What needs to be done:
Using the listing below, please gather every line containing the word "that".
==========
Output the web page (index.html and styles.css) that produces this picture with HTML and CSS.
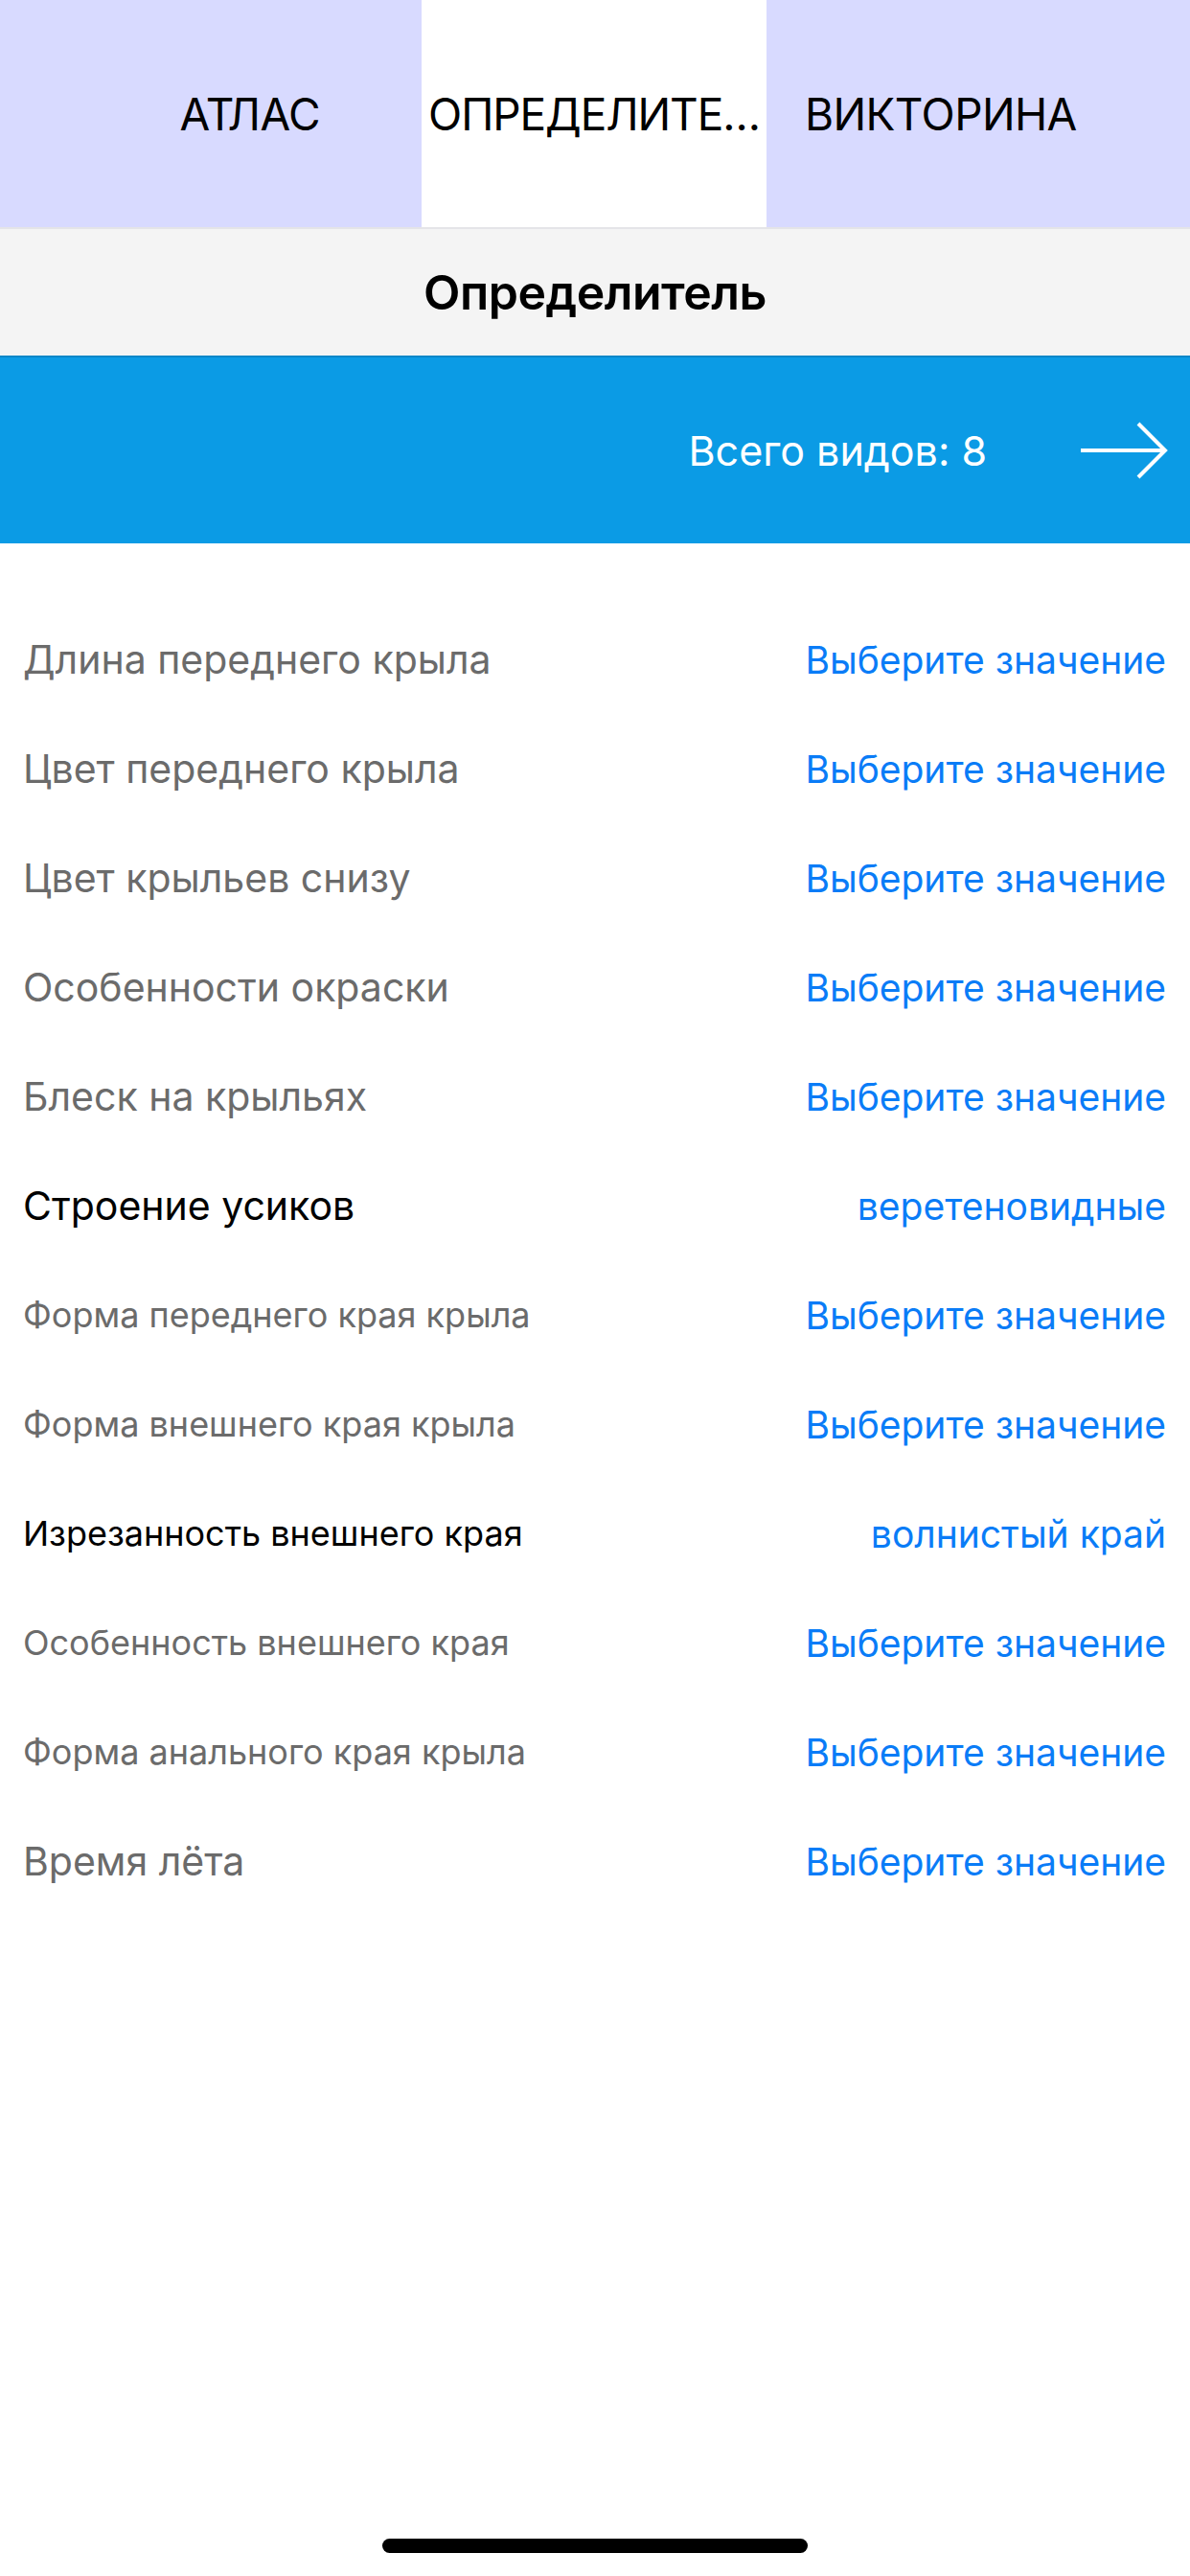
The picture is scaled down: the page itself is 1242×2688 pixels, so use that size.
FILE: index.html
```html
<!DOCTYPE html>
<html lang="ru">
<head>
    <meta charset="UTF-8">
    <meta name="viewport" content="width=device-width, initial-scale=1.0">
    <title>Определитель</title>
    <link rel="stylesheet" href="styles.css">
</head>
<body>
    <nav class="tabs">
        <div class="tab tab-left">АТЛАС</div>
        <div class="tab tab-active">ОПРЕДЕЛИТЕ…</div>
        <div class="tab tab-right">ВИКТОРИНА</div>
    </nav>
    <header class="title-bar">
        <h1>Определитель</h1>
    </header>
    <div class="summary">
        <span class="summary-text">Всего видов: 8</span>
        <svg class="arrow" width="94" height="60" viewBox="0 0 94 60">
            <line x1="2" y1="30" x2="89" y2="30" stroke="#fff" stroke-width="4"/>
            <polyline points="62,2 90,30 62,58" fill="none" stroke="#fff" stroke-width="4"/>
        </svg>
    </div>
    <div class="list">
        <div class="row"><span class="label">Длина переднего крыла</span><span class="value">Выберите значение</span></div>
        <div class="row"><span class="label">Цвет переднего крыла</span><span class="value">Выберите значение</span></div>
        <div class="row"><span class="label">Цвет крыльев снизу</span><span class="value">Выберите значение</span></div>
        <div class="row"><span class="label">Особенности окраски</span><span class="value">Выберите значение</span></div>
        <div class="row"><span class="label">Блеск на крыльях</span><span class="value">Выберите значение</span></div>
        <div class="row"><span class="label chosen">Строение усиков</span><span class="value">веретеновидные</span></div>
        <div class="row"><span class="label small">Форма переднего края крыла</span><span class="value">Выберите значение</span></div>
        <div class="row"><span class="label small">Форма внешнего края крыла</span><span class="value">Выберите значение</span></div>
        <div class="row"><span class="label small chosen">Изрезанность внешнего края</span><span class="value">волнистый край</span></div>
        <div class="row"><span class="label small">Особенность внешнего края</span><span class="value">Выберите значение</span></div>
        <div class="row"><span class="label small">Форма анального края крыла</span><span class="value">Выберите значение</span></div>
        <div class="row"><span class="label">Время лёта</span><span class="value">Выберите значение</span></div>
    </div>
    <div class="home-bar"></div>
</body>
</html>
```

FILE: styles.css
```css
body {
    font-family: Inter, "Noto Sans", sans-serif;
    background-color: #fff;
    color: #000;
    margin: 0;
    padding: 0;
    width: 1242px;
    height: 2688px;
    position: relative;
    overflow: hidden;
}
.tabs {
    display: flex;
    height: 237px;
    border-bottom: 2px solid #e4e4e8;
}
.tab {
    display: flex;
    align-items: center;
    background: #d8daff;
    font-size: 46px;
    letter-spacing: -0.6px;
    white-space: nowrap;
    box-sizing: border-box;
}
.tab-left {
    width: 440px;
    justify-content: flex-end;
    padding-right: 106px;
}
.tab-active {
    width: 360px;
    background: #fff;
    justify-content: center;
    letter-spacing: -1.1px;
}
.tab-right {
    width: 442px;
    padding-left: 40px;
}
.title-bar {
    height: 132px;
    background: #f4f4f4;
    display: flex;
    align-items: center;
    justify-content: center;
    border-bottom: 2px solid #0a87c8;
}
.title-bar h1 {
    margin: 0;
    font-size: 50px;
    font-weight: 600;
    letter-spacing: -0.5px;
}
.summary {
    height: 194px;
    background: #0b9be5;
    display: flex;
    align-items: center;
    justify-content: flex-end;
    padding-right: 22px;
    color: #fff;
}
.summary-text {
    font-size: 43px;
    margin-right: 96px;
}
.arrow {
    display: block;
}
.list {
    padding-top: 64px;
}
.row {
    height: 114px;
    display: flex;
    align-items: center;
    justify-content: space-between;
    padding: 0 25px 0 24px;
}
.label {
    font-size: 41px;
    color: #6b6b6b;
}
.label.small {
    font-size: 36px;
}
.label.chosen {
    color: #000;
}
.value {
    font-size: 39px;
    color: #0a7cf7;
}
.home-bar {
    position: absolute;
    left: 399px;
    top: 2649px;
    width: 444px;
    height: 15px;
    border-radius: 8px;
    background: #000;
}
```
==========
Exercise output:
Output the web page (index.html and styles.css) that produces this picture with HTML and CSS.
The picture is scaled down: the page itself is 1242×2688 pixels, so use that size.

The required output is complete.